Back to Ed. The nineteen of us were divided into four groups assigned to one leader. The training switched back and forth between the larger group and our small groups. Ed is from Pittsburg, and he and his buddy Rusty run tours on the Great Allegheny Passage and C & O rail-to-trail bike paths between Pittsburg and DC. He is more of an entrepreneur than I am; he has several small businesses, including the bike touring one, and has a bike-focused blog. I told him about my blog, and he said, “why aren’t you still writing? You could be a role model to other women.”
So, I started thinking. When I returned from my trip, I missed writing and wanted to continue, and I did write some. I even started another retirement blog but I never made it public and didn’t keep it up. It wasn’t clicking. Something was missing. On my trip I was eager to write my blog and publish it but with the retirement one, I wasn’t doing that. The fall was a hard time for me, post-trip blues perhaps but also lots more transition from work to retirement than I realized. It wasn’t that I didn’t have plenty to do but I was faltering. I missed the “main idea” that work gave to my life and was searching for a new rhythm and purpose. I felt a bit lost internally and was not as motivated with each day as I wanted to be. I was sleeping longer, what my body needed, but I still I wasn’t jumping out of bed eager to get going. I was lingering way too long.
Ed’s comment made me realize that I didn’t need to start a new blog. I could just transition the Northern Tier WordPress blog into my post retirement blog, for in fact what I am doing is cycling into the future, both metaphorically and in reality. I am moving beyond my life and identity at Athens Tech. The Florida leadership training was very validating to me and shifted something internally. With the trip across the Northern Tier, I broke free of Athens Tech, but I hadn’t really grieved for the life I left behind or even realized how much I had left behind that I gave me purpose and meaning and validation.

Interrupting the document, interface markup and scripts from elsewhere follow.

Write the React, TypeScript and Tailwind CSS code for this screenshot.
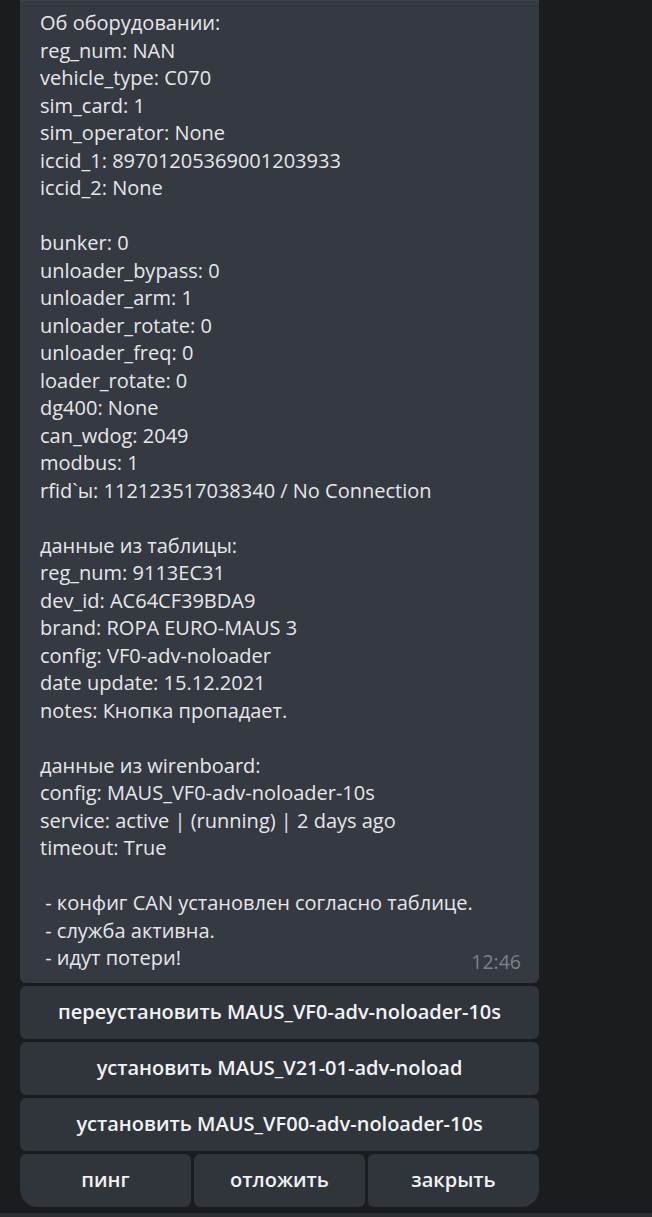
import React from 'react';

const LINES: string[] = [
  'Об оборудовании:',
  'reg_num: NAN',
  'vehicle_type: C070',
  'sim_card: 1',
  'sim_operator: None',
  'iccid_1: 89701205369001203933',
  'iccid_2: None',
  '',
  'bunker: 0',
  'unloader_bypass: 0',
  'unloader_arm: 1',
  'unloader_rotate: 0',
  'unloader_freq: 0',
  'loader_rotate: 0',
  'dg400: None',
  'can_wdog: 2049',
  'modbus: 1',
  'rfid`ы: 112123517038340 / No Connection',
  '',
  'данные из таблицы:',
  'reg_num: 9113EC31',
  'dev_id: AC64CF39BDA9',
  'brand: ROPA EURO-MAUS 3',
  'config: VF0-adv-noloader',
  'date update: 15.12.2021',
  'notes: Кнопка пропадает.',
  '',
  'данные из wirenboard:',
  'config: MAUS_VF0-adv-noloader-10s',
  'service: active | (running) | 2 days ago',
  'timeout: True',
  '',
  ' - конфиг CAN установлен согласно таблице.',
  ' - служба активна.',
  ' - идут потери!',
];

const WIDE_BUTTONS = [
  'переустановить MAUS_VF0-adv-noloader-10s',
  'установить MAUS_V21-01-adv-noload',
  'установить MAUS_VF00-adv-noloader-10s',
];

export default function App() {
  return (
    <div
      className="w-[652px] h-[1217px] overflow-hidden bg-[#1b1c1f] flex flex-col"
      style={{ fontFamily: '"Open Sans", "Noto Sans", sans-serif' }}
    >
      <div className="flex-1 pl-[20px]">
        <div className="w-[519px] flex flex-col gap-[3px]">
          {/* Message bubble */}
          <div className="relative bg-[#353941] rounded-b-[6px] pt-[8px] pb-[11px] px-[20px] border-t border-[#3d4149]">
            {LINES.map((line, i) => (
              <div
                key={i}
                className="text-[20px] leading-[27.5px] text-[#e6e7e9] whitespace-pre h-[27.5px]"
              >
                {line}
              </div>
            ))}
            <span className="absolute right-[18px] bottom-[7px] text-[19.5px] leading-[27.5px] text-[#7c818a]">
              12:46
            </span>
          </div>

          {/* Inline keyboard */}
          {WIDE_BUTTONS.map((label) => (
            <button
              key={label}
              className="h-[53px] w-full rounded-[6px] bg-[#30343b] text-[#f1f2f4] text-[20px] font-semibold flex items-center justify-center"
            >
              {label}
            </button>
          ))}
          <div className="grid grid-cols-3 gap-[3px]">
            <button className="h-[53px] rounded-[6px] rounded-bl-[18px] bg-[#30343b] text-[#f1f2f4] text-[20px] font-semibold">
              пинг
            </button>
            <button className="h-[53px] rounded-[6px] bg-[#30343b] text-[#f1f2f4] text-[20px] font-semibold">
              отложить
            </button>
            <button className="h-[53px] rounded-[6px] rounded-br-[18px] bg-[#30343b] text-[#f1f2f4] text-[20px] font-semibold">
              закрыть
            </button>
          </div>
        </div>
      </div>
      <div className="h-[4px] bg-[#2b2e33]" />
    </div>
  );
}
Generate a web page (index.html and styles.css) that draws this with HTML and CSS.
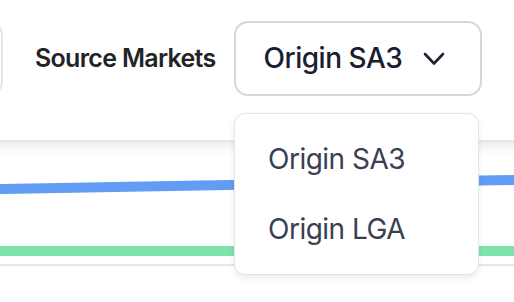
FILE: index.html
```html
<!DOCTYPE html>
<html>
<head>
<meta charset="utf-8">
<link rel="stylesheet" href="styles.css">
</head>
<body>
<div class="page">
  <div class="filters">
    <div class="btn-prev"></div>
    <span class="label">Source Markets</span>
    <div class="select">
      <span class="select-text">Origin SA3</span>
      <svg class="chev" width="22" height="14" viewBox="0 0 22 14"><polyline points="2,2 11,11.5 20,2" fill="none" stroke="#1a2233" stroke-width="2.6" stroke-linecap="round" stroke-linejoin="round"/></svg>
    </div>
    <span class="label next">Year</span>
  </div>
  <div class="chart">
    <svg class="lines" width="514" height="124" viewBox="0 0 514 124">
      <path d="M-2 49 C 120 47, 240 44, 516 40" fill="none" stroke="#629cf4" stroke-width="10"/>
      <line x1="0" y1="111" x2="514" y2="111" stroke="#7ee3aa" stroke-width="10"/>
    </svg>
  </div>
  <div class="menu">
    <div class="item">Origin SA3</div>
    <div class="item">Origin LGA</div>
  </div>
</div>
</body>
</html>
```
FILE: styles.css
```css
* { box-sizing: border-box; }
body { margin: 0; background: #fff; }
.page {
  position: relative;
  width: 514px;
  height: 302px;
  overflow: hidden;
  background: #fff;
  font-family: Inter, "Noto Sans", sans-serif;
}
.filters {
  display: flex;
  align-items: center;
  height: 140px;
  padding-bottom: 24px;
  white-space: nowrap;
}
.btn-prev {
  flex: none;
  width: 120px;
  height: 75px;
  margin-left: -117px;
  border: 2px solid #e2e4e9;
  border-radius: 14px;
}
.label {
  flex: none;
  margin-left: 32px;
  font-size: 25px;
  font-weight: 600;
  color: #222327;
  letter-spacing: -0.7px;
}
.select {
  flex: none;
  display: flex;
  align-items: center;
  margin-left: 18px;
  width: 248px;
  height: 75px;
  padding-left: 28px;
  border: 2px solid #d4d7de;
  border-radius: 14px;
}
.select-text {
  font-size: 28px;
  font-weight: 500;
  color: #182031;
  letter-spacing: -0.5px;
}
.chev { margin-left: 21px; margin-top: 1px; }
.label.next { margin-left: 33px; }
.chart {
  height: 126px;
  border-bottom: 2px solid #e6e7eb;
  background: linear-gradient(#e2e3e7 0, #efeff2 3px, #f8f8fa 8px, #fff 16px);
}
.lines { display: block; }
.menu {
  position: absolute;
  left: 234px;
  top: 113px;
  width: 245px;
  height: 162px;
  padding: 10px 0;
  background: #fff;
  border: 1.5px solid #e4e5ea;
  border-radius: 11px;
  box-shadow: 0 3px 6px rgba(0, 0, 0, 0.08);
}
.item {
  height: 70px;
  display: flex;
  align-items: center;
  padding-left: 33px;
  font-size: 28px;
  color: #394052;
  letter-spacing: -0.5px;
}
```
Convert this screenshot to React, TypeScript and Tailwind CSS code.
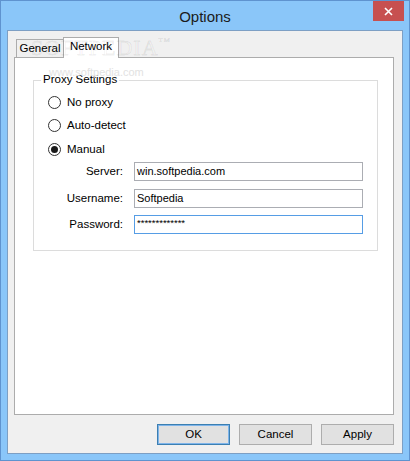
import React from "react";

const font = { fontFamily: '"Liberation Sans", Arial, sans-serif' };

function Radio({ checked, label }: { checked?: boolean; label: string }) {
  return (
    <div className="flex items-center h-[23px]">
      <div className="w-[13px] h-[13px] rounded-full border border-[#333] bg-white flex items-center justify-center">
        {checked && <div className="w-[7px] h-[7px] rounded-full bg-[#1a1a1a]" />}
      </div>
      <span className="ml-[6px] text-[11.5px] leading-none text-black">{label}</span>
    </div>
  );
}

function Field({ label, value, focused, secret }: { label: string; value: string; focused?: boolean; secret?: boolean }) {
  return (
    <div className="flex items-center h-[19px]">
      <div className="w-[89px] text-right text-[11.5px] leading-none text-black">{label}</div>
      <div
        className={
          "ml-[11px] w-[229px] h-[19px] bg-white border flex px-[2px] leading-none text-black " +
          (secret ? "items-start pt-[2px] text-[9.5px] " : "items-center text-[11px] ") +
          (focused ? "border-[#569de5]" : "border-[#abadb3]")
        }
      >
        {value}
      </div>
    </div>
  );
}

function Btn({ label, def }: { label: string; def?: boolean }) {
  return (
    <div
      className={
        "w-[73px] h-[21px] bg-[#e1e1e1] border flex items-center justify-center text-[11.5px] leading-none text-black " +
        (def ? "border-[#3c7fb1] outline outline-1 outline-[#7eb4ea] -outline-offset-2" : "border-[#adadad]")
      }
    >
      {label}
    </div>
  );
}

export default function App() {
  return (
    <div
      style={font}
      className="w-[410px] h-[461px] border border-[#5f93cf] bg-[#8ac6f9] flex flex-col relative overflow-hidden"
    >
      {/* Title bar */}
      <div className="h-[29px] relative flex items-center justify-center">
        <span className="text-[15px] leading-none text-[#1b1b1b] mt-[2px]">Options</span>
        <div className="absolute top-0 right-[5px] w-[31px] h-[20px] bg-[#c75050] flex items-center justify-center">
          <svg width="9" height="9" viewBox="0 0 9 9">
            <path d="M1 1 L8 8 M8 1 L1 8" stroke="white" strokeWidth="1.6" />
          </svg>
        </div>
      </div>

      {/* Client */}
      <div className="mx-[6px] mb-[6px] flex-1 border border-[#7d9fc4] bg-[#f0f0f0] flex flex-col pt-[6px] pl-[6px] pr-[8px] relative">
        {/* Tabs */}
        <div className="flex items-end h-[20px] ml-[2px]">
          <div className="w-[48px] h-[18px] border border-b-0 border-[#acacac] bg-[#f0f0f0] flex items-center justify-center text-[11.5px] leading-none text-black">
            General
          </div>
          <div className="w-[56px] h-[21px] -ml-[1px] mb-[-1px] border border-b-0 border-[#acacac] bg-white flex items-center justify-center text-[11.5px] leading-none text-black relative z-10 -mt-[1px] pb-[2px]">
            Network
          </div>
        </div>

        {/* Pane */}
        <div className="h-[358px] border border-[#acacac] bg-white pt-[22px] pl-[18px] pr-[15px]">
          <div className="h-[171px] border border-[#dcdcdc] relative pt-[10px] pl-[14px]">
            <div className="absolute -top-[7px] left-[7px] bg-white px-[2px] text-[11.5px] leading-none text-black">
              Proxy Settings
            </div>
            <Radio label="No proxy" />
            <Radio label="Auto-detect" />
            <div className="h-[1px]" />
            <Radio checked label="Manual" />
            <div className="-ml-[14px] mt-[1px] flex flex-col gap-[8px]">
              <Field label="Server:" value="win.softpedia.com" />
              <Field label="Username:" value="Softpedia" />
              <div className="-mt-[1px]">
                <Field label="Password:" value="*************" focused secret />
              </div>
            </div>
          </div>
        </div>

        {/* Buttons */}
        <div className="flex justify-end gap-[9px] mt-[9px]">
          <Btn label="OK" def />
          <Btn label="Cancel" />
          <Btn label="Apply" />
        </div>
      </div>

      {/* Watermark overlay */}
      <div
        className="absolute left-[30px] top-[36px] text-[22px] leading-none tracking-[1px] text-transparent pointer-events-none z-20 [-webkit-text-stroke:1px_rgba(0,0,0,0.07)]"
        style={{ fontFamily: '"Liberation Serif", serif' }}
      >
        SOFTPEDIA<span className="text-[7px] align-top [-webkit-text-stroke:0.5px_rgba(0,0,0,0.1)]">TM</span>
      </div>
      <div className="absolute left-[48px] top-[66px] text-[11px] leading-none text-[#e2e2e2] pointer-events-none z-20">
        www.softpedia.com
      </div>
    </div>
  );
}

Then, will this blog still be about cycling? Yes, it will because cycling is so much a part of my life. But it will be about much more — my struggles with retirement, my new life post Athens Tech, my adventures off the bike as well, getting older, finding meaning, my community…and on and on to whatever life and circumstances bring my way.
This morning I woke at 7:30, and all I wanted to do was get up here to the computer and write. I thought I really needed more sleep; I was a short of it because of the stimulation and intense daily schedule of the leadership training. Richard and I had been up until midnight, watching Downton Abbey, talking about my trip, and reading in bed. I thought I needed nine hours of sleep, not seven and a half. But I wanted to get up. What a pleasure to hop out of bed eager to get working on something. I like that feeling.